Write out the whole listing exactly as it stands.

— start MATERIAL PROVIDED —

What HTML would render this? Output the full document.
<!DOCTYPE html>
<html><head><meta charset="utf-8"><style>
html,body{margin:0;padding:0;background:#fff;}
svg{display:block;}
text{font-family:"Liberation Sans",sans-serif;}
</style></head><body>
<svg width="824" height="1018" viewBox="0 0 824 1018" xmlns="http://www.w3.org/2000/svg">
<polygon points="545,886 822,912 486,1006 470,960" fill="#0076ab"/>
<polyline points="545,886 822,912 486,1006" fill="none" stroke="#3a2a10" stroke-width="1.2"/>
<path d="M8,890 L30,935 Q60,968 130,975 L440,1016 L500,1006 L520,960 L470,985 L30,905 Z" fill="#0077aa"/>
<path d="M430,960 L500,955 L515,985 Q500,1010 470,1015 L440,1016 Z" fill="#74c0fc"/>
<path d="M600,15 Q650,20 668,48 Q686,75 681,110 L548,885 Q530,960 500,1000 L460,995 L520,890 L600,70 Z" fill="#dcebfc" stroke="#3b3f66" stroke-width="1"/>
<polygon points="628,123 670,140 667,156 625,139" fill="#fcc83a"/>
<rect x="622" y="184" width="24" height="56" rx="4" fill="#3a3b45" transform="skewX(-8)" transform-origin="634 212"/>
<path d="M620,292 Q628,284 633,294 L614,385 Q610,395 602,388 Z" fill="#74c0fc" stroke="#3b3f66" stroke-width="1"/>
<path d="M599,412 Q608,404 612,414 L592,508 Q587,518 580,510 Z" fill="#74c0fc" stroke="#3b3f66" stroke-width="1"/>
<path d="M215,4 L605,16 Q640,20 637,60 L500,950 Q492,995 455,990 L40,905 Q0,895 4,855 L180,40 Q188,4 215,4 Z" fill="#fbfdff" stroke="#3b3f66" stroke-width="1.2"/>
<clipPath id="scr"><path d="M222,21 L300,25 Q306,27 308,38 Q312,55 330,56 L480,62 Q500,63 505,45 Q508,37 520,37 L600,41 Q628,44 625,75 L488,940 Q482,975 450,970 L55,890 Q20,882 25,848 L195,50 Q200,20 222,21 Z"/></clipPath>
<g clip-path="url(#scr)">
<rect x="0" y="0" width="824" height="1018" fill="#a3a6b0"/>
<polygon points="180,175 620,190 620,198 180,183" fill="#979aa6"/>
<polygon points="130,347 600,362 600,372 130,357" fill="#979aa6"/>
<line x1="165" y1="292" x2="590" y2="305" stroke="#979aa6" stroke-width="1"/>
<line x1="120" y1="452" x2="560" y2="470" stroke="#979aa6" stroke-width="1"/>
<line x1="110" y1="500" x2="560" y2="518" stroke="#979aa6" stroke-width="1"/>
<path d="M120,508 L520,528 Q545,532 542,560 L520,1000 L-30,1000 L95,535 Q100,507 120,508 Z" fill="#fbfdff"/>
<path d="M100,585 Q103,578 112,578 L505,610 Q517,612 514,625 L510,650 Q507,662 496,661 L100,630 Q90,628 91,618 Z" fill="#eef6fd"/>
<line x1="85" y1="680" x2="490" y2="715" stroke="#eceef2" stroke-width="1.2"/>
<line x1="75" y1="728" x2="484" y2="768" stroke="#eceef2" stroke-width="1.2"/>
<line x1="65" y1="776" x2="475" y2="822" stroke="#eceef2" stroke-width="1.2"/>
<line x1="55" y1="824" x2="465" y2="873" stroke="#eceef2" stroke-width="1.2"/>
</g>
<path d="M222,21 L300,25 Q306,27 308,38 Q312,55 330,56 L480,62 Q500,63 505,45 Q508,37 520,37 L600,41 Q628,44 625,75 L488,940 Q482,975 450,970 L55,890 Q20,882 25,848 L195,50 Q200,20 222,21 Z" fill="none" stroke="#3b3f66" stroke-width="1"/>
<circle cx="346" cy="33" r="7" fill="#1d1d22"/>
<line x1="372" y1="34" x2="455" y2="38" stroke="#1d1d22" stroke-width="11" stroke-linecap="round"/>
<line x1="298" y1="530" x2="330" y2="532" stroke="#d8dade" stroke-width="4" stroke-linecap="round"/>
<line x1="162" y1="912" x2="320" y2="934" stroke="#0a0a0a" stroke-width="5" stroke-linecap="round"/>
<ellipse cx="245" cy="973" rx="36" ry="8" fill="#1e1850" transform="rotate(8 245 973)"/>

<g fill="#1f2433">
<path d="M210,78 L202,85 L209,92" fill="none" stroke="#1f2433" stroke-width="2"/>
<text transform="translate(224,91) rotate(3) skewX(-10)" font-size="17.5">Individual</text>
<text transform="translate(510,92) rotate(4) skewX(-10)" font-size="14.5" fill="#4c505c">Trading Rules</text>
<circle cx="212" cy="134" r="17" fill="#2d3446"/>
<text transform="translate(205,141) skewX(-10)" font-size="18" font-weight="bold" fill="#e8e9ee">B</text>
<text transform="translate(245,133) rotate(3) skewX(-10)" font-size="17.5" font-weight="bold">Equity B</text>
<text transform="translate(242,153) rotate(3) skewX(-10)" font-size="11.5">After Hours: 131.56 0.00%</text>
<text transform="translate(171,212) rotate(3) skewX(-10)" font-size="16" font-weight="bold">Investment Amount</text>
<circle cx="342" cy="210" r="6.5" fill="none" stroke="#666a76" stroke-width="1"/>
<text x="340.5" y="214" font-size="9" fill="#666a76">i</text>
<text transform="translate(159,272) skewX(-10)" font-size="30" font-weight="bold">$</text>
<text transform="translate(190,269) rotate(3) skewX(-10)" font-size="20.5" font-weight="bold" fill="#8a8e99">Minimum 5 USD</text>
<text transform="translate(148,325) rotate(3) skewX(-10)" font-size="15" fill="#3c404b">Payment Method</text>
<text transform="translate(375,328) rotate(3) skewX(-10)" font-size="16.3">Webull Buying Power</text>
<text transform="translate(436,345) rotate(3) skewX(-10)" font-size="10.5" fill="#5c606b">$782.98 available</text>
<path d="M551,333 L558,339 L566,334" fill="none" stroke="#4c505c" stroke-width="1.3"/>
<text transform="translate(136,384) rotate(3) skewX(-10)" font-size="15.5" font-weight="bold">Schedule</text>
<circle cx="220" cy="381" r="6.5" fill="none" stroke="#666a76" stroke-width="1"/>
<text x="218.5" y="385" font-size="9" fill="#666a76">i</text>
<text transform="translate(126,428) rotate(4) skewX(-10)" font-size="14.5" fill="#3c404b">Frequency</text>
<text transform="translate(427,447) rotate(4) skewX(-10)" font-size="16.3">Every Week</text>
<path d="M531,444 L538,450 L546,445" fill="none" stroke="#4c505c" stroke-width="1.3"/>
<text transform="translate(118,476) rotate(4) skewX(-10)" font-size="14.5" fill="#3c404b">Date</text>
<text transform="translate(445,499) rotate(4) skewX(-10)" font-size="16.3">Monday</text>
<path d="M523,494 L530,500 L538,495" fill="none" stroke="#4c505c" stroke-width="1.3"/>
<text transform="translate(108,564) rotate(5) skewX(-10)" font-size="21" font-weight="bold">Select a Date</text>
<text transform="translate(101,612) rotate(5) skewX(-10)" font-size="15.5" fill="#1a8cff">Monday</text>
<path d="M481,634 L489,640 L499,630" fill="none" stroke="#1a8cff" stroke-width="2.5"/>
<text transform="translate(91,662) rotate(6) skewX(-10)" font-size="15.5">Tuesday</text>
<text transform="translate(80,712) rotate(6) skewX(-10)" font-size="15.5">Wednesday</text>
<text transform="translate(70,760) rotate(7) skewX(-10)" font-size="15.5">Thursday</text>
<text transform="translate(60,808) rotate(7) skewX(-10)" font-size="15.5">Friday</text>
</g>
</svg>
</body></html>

— end MATERIAL PROVIDED —

■ WRITTEN ANSWER
What HTML would render this? Output the full document.
<!DOCTYPE html>
<html><head><meta charset="utf-8"><style>
html,body{margin:0;padding:0;background:#fff;}
svg{display:block;}
text{font-family:"Liberation Sans",sans-serif;}
</style></head><body>
<svg width="824" height="1018" viewBox="0 0 824 1018" xmlns="http://www.w3.org/2000/svg">
<polygon points="545,886 822,912 486,1006 470,960" fill="#0076ab"/>
<polyline points="545,886 822,912 486,1006" fill="none" stroke="#3a2a10" stroke-width="1.2"/>
<path d="M8,890 L30,935 Q60,968 130,975 L440,1016 L500,1006 L520,960 L470,985 L30,905 Z" fill="#0077aa"/>
<path d="M430,960 L500,955 L515,985 Q500,1010 470,1015 L440,1016 Z" fill="#74c0fc"/>
<path d="M600,15 Q650,20 668,48 Q686,75 681,110 L548,885 Q530,960 500,1000 L460,995 L520,890 L600,70 Z" fill="#dcebfc" stroke="#3b3f66" stroke-width="1"/>
<polygon points="628,123 670,140 667,156 625,139" fill="#fcc83a"/>
<rect x="622" y="184" width="24" height="56" rx="4" fill="#3a3b45" transform="skewX(-8)" transform-origin="634 212"/>
<path d="M620,292 Q628,284 633,294 L614,385 Q610,395 602,388 Z" fill="#74c0fc" stroke="#3b3f66" stroke-width="1"/>
<path d="M599,412 Q608,404 612,414 L592,508 Q587,518 580,510 Z" fill="#74c0fc" stroke="#3b3f66" stroke-width="1"/>
<path d="M215,4 L605,16 Q640,20 637,60 L500,950 Q492,995 455,990 L40,905 Q0,895 4,855 L180,40 Q188,4 215,4 Z" fill="#fbfdff" stroke="#3b3f66" stroke-width="1.2"/>
<clipPath id="scr"><path d="M222,21 L300,25 Q306,27 308,38 Q312,55 330,56 L480,62 Q500,63 505,45 Q508,37 520,37 L600,41 Q628,44 625,75 L488,940 Q482,975 450,970 L55,890 Q20,882 25,848 L195,50 Q200,20 222,21 Z"/></clipPath>
<g clip-path="url(#scr)">
<rect x="0" y="0" width="824" height="1018" fill="#a3a6b0"/>
<polygon points="180,175 620,190 620,198 180,183" fill="#979aa6"/>
<polygon points="130,347 600,362 600,372 130,357" fill="#979aa6"/>
<line x1="165" y1="292" x2="590" y2="305" stroke="#979aa6" stroke-width="1"/>
<line x1="120" y1="452" x2="560" y2="470" stroke="#979aa6" stroke-width="1"/>
<line x1="110" y1="500" x2="560" y2="518" stroke="#979aa6" stroke-width="1"/>
<path d="M120,508 L520,528 Q545,532 542,560 L520,1000 L-30,1000 L95,535 Q100,507 120,508 Z" fill="#fbfdff"/>
<path d="M100,585 Q103,578 112,578 L505,610 Q517,612 514,625 L510,650 Q507,662 496,661 L100,630 Q90,628 91,618 Z" fill="#eef6fd"/>
<line x1="85" y1="680" x2="490" y2="715" stroke="#eceef2" stroke-width="1.2"/>
<line x1="75" y1="728" x2="484" y2="768" stroke="#eceef2" stroke-width="1.2"/>
<line x1="65" y1="776" x2="475" y2="822" stroke="#eceef2" stroke-width="1.2"/>
<line x1="55" y1="824" x2="465" y2="873" stroke="#eceef2" stroke-width="1.2"/>
</g>
<path d="M222,21 L300,25 Q306,27 308,38 Q312,55 330,56 L480,62 Q500,63 505,45 Q508,37 520,37 L600,41 Q628,44 625,75 L488,940 Q482,975 450,970 L55,890 Q20,882 25,848 L195,50 Q200,20 222,21 Z" fill="none" stroke="#3b3f66" stroke-width="1"/>
<circle cx="346" cy="33" r="7" fill="#1d1d22"/>
<line x1="372" y1="34" x2="455" y2="38" stroke="#1d1d22" stroke-width="11" stroke-linecap="round"/>
<line x1="298" y1="530" x2="330" y2="532" stroke="#d8dade" stroke-width="4" stroke-linecap="round"/>
<line x1="162" y1="912" x2="320" y2="934" stroke="#0a0a0a" stroke-width="5" stroke-linecap="round"/>
<ellipse cx="245" cy="973" rx="36" ry="8" fill="#1e1850" transform="rotate(8 245 973)"/>

<g fill="#1f2433">
<path d="M210,78 L202,85 L209,92" fill="none" stroke="#1f2433" stroke-width="2"/>
<text transform="translate(224,91) rotate(3) skewX(-10)" font-size="17.5">Individual</text>
<text transform="translate(510,92) rotate(4) skewX(-10)" font-size="14.5" fill="#4c505c">Trading Rules</text>
<circle cx="212" cy="134" r="17" fill="#2d3446"/>
<text transform="translate(205,141) skewX(-10)" font-size="18" font-weight="bold" fill="#e8e9ee">B</text>
<text transform="translate(245,133) rotate(3) skewX(-10)" font-size="17.5" font-weight="bold">Equity B</text>
<text transform="translate(242,153) rotate(3) skewX(-10)" font-size="11.5">After Hours: 131.56 0.00%</text>
<text transform="translate(171,212) rotate(3) skewX(-10)" font-size="16" font-weight="bold">Investment Amount</text>
<circle cx="342" cy="210" r="6.5" fill="none" stroke="#666a76" stroke-width="1"/>
<text x="340.5" y="214" font-size="9" fill="#666a76">i</text>
<text transform="translate(159,272) skewX(-10)" font-size="30" font-weight="bold">$</text>
<text transform="translate(190,269) rotate(3) skewX(-10)" font-size="20.5" font-weight="bold" fill="#8a8e99">Minimum 5 USD</text>
<text transform="translate(148,325) rotate(3) skewX(-10)" font-size="15" fill="#3c404b">Payment Method</text>
<text transform="translate(375,328) rotate(3) skewX(-10)" font-size="16.3">Webull Buying Power</text>
<text transform="translate(436,345) rotate(3) skewX(-10)" font-size="10.5" fill="#5c606b">$782.98 available</text>
<path d="M551,333 L558,339 L566,334" fill="none" stroke="#4c505c" stroke-width="1.3"/>
<text transform="translate(136,384) rotate(3) skewX(-10)" font-size="15.5" font-weight="bold">Schedule</text>
<circle cx="220" cy="381" r="6.5" fill="none" stroke="#666a76" stroke-width="1"/>
<text x="218.5" y="385" font-size="9" fill="#666a76">i</text>
<text transform="translate(126,428) rotate(4) skewX(-10)" font-size="14.5" fill="#3c404b">Frequency</text>
<text transform="translate(427,447) rotate(4) skewX(-10)" font-size="16.3">Every Week</text>
<path d="M531,444 L538,450 L546,445" fill="none" stroke="#4c505c" stroke-width="1.3"/>
<text transform="translate(118,476) rotate(4) skewX(-10)" font-size="14.5" fill="#3c404b">Date</text>
<text transform="translate(445,499) rotate(4) skewX(-10)" font-size="16.3">Monday</text>
<path d="M523,494 L530,500 L538,495" fill="none" stroke="#4c505c" stroke-width="1.3"/>
<text transform="translate(108,564) rotate(5) skewX(-10)" font-size="21" font-weight="bold">Select a Date</text>
<text transform="translate(101,612) rotate(5) skewX(-10)" font-size="15.5" fill="#1a8cff">Monday</text>
<path d="M481,634 L489,640 L499,630" fill="none" stroke="#1a8cff" stroke-width="2.5"/>
<text transform="translate(91,662) rotate(6) skewX(-10)" font-size="15.5">Tuesday</text>
<text transform="translate(80,712) rotate(6) skewX(-10)" font-size="15.5">Wednesday</text>
<text transform="translate(70,760) rotate(7) skewX(-10)" font-size="15.5">Thursday</text>
<text transform="translate(60,808) rotate(7) skewX(-10)" font-size="15.5">Friday</text>
</g>
</svg>
</body></html>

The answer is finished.